Task — Under this line sits a listing. Repeat exactly and only its lines from the one holding "Convert this screenshot" through the one holding "const caret = (cls: string)"; skip pictures.

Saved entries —
========

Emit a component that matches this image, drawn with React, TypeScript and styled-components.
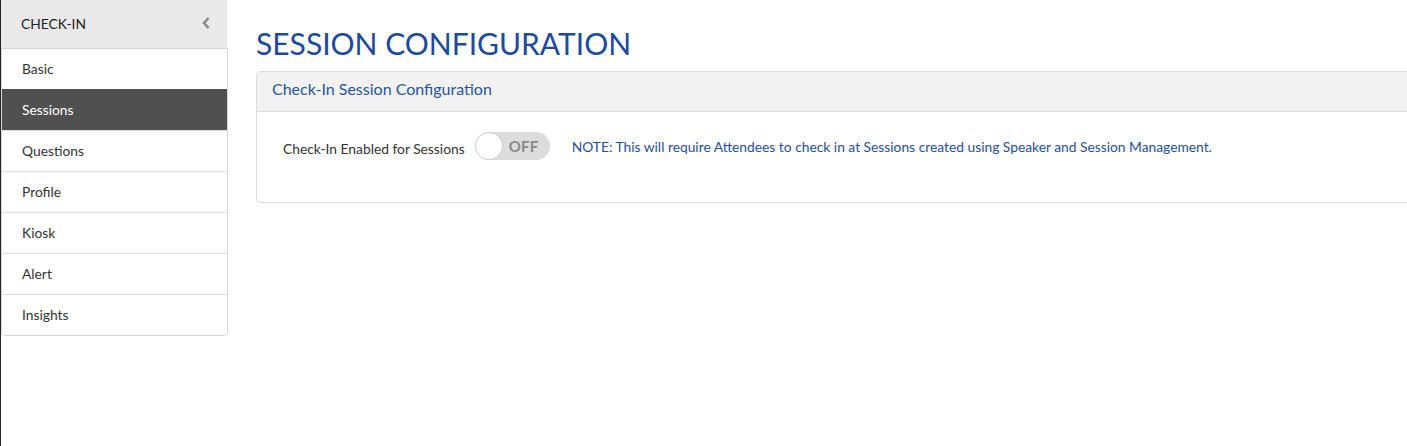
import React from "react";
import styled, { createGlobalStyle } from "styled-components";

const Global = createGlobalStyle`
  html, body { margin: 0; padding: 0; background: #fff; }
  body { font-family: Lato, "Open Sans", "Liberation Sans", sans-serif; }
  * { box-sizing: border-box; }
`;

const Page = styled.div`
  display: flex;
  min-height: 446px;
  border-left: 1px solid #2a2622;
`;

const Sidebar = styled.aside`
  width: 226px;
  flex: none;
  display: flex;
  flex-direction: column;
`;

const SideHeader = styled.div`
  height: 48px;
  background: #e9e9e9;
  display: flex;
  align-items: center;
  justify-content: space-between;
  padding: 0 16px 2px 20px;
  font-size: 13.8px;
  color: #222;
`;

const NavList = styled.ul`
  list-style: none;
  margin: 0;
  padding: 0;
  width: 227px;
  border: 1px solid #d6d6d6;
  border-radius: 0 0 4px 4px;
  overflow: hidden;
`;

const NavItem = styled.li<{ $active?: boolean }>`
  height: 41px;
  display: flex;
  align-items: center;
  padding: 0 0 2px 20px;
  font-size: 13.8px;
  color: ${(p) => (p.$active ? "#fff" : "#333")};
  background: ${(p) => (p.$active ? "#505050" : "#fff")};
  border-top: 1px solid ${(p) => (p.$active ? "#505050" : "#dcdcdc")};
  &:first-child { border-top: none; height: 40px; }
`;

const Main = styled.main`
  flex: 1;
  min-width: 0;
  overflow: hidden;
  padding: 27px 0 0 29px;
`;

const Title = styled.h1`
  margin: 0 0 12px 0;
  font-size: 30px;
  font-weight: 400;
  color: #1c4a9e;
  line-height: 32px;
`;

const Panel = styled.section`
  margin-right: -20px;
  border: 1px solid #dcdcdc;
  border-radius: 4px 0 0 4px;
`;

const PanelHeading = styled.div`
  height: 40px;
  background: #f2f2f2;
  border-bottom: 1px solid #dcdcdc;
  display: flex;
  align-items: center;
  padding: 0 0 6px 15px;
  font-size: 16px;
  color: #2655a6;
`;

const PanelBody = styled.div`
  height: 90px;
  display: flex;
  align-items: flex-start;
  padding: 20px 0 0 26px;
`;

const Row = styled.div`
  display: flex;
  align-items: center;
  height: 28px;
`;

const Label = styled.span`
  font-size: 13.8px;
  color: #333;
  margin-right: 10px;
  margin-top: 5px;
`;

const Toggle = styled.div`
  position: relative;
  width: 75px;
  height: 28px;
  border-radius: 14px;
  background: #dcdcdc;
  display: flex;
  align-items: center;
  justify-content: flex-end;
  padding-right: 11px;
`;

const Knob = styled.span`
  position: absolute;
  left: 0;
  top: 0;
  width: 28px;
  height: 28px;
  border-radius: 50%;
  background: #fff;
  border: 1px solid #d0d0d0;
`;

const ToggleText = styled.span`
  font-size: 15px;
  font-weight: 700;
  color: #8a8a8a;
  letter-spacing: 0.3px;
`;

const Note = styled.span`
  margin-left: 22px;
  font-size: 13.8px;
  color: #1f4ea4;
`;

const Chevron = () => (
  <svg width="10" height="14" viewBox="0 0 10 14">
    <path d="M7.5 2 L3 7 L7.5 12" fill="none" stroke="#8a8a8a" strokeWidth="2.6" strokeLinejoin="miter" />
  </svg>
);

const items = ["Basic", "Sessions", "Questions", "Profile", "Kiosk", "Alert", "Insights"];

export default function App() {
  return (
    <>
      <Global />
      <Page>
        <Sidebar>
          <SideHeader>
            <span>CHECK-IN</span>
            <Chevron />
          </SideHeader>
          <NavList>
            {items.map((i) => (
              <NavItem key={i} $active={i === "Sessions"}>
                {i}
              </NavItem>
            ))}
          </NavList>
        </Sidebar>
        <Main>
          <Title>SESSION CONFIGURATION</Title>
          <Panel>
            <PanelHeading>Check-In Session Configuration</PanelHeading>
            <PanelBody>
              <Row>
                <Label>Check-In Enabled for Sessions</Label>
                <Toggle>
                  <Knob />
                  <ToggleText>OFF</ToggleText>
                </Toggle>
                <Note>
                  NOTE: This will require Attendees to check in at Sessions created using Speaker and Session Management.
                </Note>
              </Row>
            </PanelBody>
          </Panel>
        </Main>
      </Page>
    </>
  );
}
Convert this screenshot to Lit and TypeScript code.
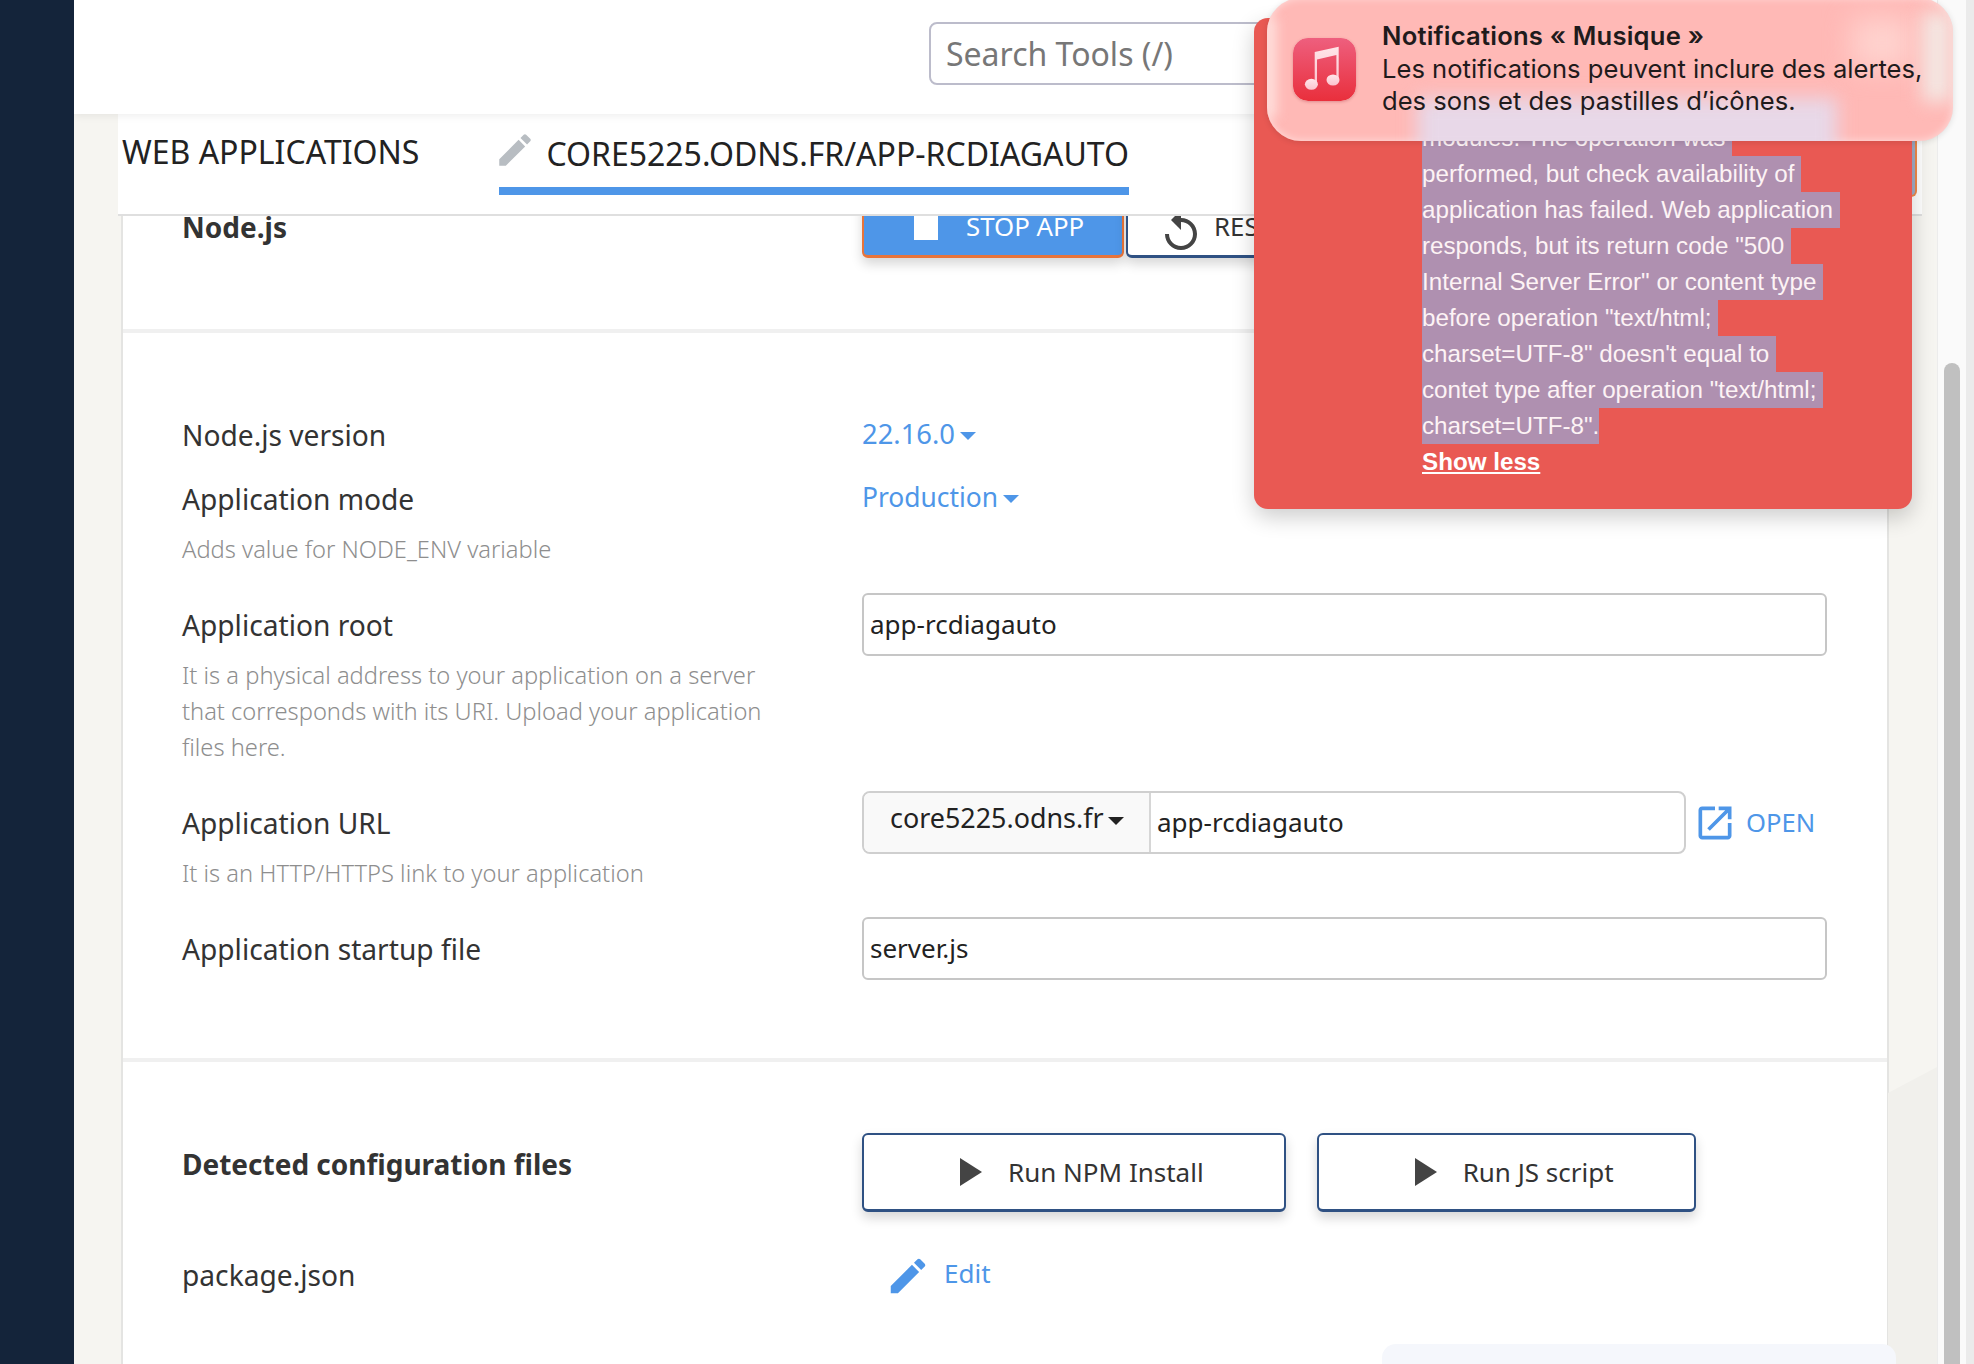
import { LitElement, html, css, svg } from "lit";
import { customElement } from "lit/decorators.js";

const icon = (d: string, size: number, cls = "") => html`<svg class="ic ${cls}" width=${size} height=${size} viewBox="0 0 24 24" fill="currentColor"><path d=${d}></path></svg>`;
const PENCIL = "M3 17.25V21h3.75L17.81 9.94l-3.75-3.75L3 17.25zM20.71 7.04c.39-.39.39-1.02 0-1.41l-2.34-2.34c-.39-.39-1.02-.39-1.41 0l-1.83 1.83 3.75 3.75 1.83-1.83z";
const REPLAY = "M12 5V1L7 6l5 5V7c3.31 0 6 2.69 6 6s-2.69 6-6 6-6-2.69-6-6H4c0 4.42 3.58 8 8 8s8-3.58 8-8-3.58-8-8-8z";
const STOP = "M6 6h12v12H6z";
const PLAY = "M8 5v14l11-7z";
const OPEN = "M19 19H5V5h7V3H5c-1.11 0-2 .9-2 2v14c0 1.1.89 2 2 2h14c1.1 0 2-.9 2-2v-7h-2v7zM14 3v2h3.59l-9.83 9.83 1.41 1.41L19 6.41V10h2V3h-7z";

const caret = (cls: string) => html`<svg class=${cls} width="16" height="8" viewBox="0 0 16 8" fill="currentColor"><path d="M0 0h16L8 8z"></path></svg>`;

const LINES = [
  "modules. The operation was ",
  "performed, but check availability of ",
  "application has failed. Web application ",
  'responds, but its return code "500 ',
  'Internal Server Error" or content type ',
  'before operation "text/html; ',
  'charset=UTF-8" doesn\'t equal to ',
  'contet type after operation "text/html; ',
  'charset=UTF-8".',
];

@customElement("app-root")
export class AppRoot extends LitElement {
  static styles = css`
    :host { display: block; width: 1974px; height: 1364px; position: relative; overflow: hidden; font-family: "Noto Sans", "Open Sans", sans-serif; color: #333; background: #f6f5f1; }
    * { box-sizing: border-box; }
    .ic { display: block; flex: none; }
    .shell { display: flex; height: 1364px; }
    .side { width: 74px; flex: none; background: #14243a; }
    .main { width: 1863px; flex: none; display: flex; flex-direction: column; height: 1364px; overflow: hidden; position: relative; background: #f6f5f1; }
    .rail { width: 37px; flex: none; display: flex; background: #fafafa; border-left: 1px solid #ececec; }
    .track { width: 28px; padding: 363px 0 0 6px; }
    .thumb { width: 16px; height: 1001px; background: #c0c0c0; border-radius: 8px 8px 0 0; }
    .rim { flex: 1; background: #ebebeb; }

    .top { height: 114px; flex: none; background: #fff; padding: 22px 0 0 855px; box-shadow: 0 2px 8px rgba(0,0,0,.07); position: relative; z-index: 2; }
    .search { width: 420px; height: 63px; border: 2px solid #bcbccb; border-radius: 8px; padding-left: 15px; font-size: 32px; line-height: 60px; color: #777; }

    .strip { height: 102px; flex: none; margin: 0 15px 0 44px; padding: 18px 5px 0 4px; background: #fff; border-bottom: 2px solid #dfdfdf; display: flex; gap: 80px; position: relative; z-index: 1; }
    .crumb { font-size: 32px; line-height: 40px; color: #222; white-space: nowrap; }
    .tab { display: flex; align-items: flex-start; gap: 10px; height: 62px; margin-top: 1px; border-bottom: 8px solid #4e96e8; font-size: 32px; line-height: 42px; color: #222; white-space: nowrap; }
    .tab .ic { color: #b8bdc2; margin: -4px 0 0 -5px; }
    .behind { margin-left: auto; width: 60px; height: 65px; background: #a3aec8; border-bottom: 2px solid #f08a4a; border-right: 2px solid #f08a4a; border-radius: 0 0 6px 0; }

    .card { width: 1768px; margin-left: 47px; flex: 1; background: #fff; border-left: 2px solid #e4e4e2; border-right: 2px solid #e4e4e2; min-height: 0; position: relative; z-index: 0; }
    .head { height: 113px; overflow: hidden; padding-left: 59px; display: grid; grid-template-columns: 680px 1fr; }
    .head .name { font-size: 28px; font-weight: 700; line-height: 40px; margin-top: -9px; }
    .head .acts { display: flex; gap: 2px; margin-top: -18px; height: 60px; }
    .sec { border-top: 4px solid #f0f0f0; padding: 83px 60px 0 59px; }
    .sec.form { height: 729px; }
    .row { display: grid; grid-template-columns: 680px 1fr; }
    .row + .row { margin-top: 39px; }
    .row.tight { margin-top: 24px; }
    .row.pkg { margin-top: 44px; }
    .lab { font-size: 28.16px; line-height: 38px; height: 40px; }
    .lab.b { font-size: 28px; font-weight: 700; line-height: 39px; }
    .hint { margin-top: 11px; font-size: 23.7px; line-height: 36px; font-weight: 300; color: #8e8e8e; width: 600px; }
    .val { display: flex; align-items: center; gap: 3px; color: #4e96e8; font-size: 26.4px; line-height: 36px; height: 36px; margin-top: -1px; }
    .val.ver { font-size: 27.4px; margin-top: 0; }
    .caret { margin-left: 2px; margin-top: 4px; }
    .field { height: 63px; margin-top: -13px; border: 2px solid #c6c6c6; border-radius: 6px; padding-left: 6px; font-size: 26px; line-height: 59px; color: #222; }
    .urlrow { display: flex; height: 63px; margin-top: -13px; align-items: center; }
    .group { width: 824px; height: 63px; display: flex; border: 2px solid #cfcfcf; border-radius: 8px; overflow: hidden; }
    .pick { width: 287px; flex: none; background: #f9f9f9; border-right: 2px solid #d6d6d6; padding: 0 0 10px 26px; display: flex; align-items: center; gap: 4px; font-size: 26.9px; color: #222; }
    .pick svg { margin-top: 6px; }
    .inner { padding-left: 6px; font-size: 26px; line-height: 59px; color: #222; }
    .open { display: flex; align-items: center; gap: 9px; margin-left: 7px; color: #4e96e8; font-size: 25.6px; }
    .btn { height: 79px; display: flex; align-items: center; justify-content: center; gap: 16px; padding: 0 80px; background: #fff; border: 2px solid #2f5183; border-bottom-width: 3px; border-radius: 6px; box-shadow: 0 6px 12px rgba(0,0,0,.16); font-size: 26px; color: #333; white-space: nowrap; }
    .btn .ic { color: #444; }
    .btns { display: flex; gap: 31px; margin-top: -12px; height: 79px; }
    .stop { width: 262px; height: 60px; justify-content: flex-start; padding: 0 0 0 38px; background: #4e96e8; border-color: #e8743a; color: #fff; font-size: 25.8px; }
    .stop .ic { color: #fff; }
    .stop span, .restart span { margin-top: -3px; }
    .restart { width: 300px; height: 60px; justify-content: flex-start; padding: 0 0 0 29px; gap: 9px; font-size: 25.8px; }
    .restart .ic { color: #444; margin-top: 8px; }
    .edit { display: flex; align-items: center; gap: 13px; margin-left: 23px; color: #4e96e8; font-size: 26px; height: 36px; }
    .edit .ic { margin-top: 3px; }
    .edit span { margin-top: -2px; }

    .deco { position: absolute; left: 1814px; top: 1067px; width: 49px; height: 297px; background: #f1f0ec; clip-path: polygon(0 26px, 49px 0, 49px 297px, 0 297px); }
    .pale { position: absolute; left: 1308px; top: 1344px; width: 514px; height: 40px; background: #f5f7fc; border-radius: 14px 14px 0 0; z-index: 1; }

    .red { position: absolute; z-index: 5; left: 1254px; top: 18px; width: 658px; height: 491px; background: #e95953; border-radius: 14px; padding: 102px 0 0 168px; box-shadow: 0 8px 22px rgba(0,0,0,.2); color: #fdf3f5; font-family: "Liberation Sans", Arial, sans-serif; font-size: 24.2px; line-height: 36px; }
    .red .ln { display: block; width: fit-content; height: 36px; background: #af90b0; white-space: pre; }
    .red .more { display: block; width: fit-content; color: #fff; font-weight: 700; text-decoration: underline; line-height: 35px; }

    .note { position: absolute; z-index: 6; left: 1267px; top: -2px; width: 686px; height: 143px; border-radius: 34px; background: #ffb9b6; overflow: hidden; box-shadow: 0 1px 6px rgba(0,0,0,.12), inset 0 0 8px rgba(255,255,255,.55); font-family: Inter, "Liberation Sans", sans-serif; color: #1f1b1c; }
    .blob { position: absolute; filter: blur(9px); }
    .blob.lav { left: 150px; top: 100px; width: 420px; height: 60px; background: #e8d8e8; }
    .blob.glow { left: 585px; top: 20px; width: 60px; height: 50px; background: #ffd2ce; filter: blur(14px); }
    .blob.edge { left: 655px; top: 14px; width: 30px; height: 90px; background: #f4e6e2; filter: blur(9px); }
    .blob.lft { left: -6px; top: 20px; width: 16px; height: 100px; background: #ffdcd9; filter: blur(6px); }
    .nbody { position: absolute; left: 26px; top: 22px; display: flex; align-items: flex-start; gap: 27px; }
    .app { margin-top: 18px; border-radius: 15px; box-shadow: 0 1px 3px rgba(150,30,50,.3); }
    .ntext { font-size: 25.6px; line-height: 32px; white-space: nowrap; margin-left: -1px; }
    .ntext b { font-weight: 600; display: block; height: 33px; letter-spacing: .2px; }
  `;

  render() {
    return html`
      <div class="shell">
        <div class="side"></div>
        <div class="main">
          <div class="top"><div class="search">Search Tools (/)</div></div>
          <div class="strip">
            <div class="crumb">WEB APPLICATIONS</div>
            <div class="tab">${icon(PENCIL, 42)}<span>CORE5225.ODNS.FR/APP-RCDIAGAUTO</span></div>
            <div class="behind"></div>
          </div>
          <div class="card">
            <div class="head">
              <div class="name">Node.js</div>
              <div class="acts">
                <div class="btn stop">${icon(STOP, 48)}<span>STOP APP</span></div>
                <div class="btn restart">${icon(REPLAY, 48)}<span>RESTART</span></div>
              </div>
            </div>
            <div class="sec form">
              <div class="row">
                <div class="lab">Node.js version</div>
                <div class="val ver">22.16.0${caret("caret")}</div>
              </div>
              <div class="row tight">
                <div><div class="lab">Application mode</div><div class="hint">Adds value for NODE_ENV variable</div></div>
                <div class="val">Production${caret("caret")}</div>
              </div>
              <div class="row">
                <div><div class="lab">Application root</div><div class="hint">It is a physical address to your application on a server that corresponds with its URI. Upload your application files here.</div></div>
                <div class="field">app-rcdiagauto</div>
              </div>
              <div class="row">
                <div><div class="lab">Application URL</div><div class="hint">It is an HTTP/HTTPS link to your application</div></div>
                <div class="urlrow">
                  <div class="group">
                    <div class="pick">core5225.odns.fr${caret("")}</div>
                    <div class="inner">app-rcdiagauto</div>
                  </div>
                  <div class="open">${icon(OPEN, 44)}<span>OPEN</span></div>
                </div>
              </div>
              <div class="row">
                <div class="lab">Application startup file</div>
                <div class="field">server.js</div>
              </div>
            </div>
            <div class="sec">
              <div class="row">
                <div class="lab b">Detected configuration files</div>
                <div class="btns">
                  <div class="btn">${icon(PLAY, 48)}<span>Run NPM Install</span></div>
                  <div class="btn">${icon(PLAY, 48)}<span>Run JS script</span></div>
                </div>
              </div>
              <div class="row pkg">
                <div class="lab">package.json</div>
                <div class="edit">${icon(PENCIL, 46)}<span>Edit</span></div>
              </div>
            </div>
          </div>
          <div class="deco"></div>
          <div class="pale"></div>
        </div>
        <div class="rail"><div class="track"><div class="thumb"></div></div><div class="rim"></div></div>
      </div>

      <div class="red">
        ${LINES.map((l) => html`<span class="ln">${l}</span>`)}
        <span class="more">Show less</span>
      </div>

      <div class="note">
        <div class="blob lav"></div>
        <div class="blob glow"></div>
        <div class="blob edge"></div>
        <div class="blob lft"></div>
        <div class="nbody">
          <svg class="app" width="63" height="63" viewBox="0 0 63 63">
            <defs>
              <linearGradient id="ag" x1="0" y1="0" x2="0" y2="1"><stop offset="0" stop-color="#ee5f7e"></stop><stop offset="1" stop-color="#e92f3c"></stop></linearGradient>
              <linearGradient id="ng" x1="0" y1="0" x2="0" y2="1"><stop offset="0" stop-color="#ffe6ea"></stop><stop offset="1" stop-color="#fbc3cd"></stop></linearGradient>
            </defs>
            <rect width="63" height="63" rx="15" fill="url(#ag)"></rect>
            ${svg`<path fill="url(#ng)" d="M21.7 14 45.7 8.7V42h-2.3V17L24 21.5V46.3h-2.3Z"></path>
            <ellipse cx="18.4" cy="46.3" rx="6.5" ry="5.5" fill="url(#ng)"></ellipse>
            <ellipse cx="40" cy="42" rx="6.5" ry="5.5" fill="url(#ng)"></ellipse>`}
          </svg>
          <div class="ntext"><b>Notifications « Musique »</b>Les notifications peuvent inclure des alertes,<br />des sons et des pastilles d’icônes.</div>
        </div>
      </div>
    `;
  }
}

========

Full answer —
Convert this screenshot to Lit and TypeScript code.
import { LitElement, html, css, svg } from "lit";
import { customElement } from "lit/decorators.js";

const icon = (d: string, size: number, cls = "") => html`<svg class="ic ${cls}" width=${size} height=${size} viewBox="0 0 24 24" fill="currentColor"><path d=${d}></path></svg>`;
const PENCIL = "M3 17.25V21h3.75L17.81 9.94l-3.75-3.75L3 17.25zM20.71 7.04c.39-.39.39-1.02 0-1.41l-2.34-2.34c-.39-.39-1.02-.39-1.41 0l-1.83 1.83 3.75 3.75 1.83-1.83z";
const REPLAY = "M12 5V1L7 6l5 5V7c3.31 0 6 2.69 6 6s-2.69 6-6 6-6-2.69-6-6H4c0 4.42 3.58 8 8 8s8-3.58 8-8-3.58-8-8-8z";
const STOP = "M6 6h12v12H6z";
const PLAY = "M8 5v14l11-7z";
const OPEN = "M19 19H5V5h7V3H5c-1.11 0-2 .9-2 2v14c0 1.1.89 2 2 2h14c1.1 0 2-.9 2-2v-7h-2v7zM14 3v2h3.59l-9.83 9.83 1.41 1.41L19 6.41V10h2V3h-7z";

const caret = (cls: string) => html`<svg class=${cls} width="16" height="8" viewBox="0 0 16 8" fill="currentColor"><path d="M0 0h16L8 8z"></path></svg>`;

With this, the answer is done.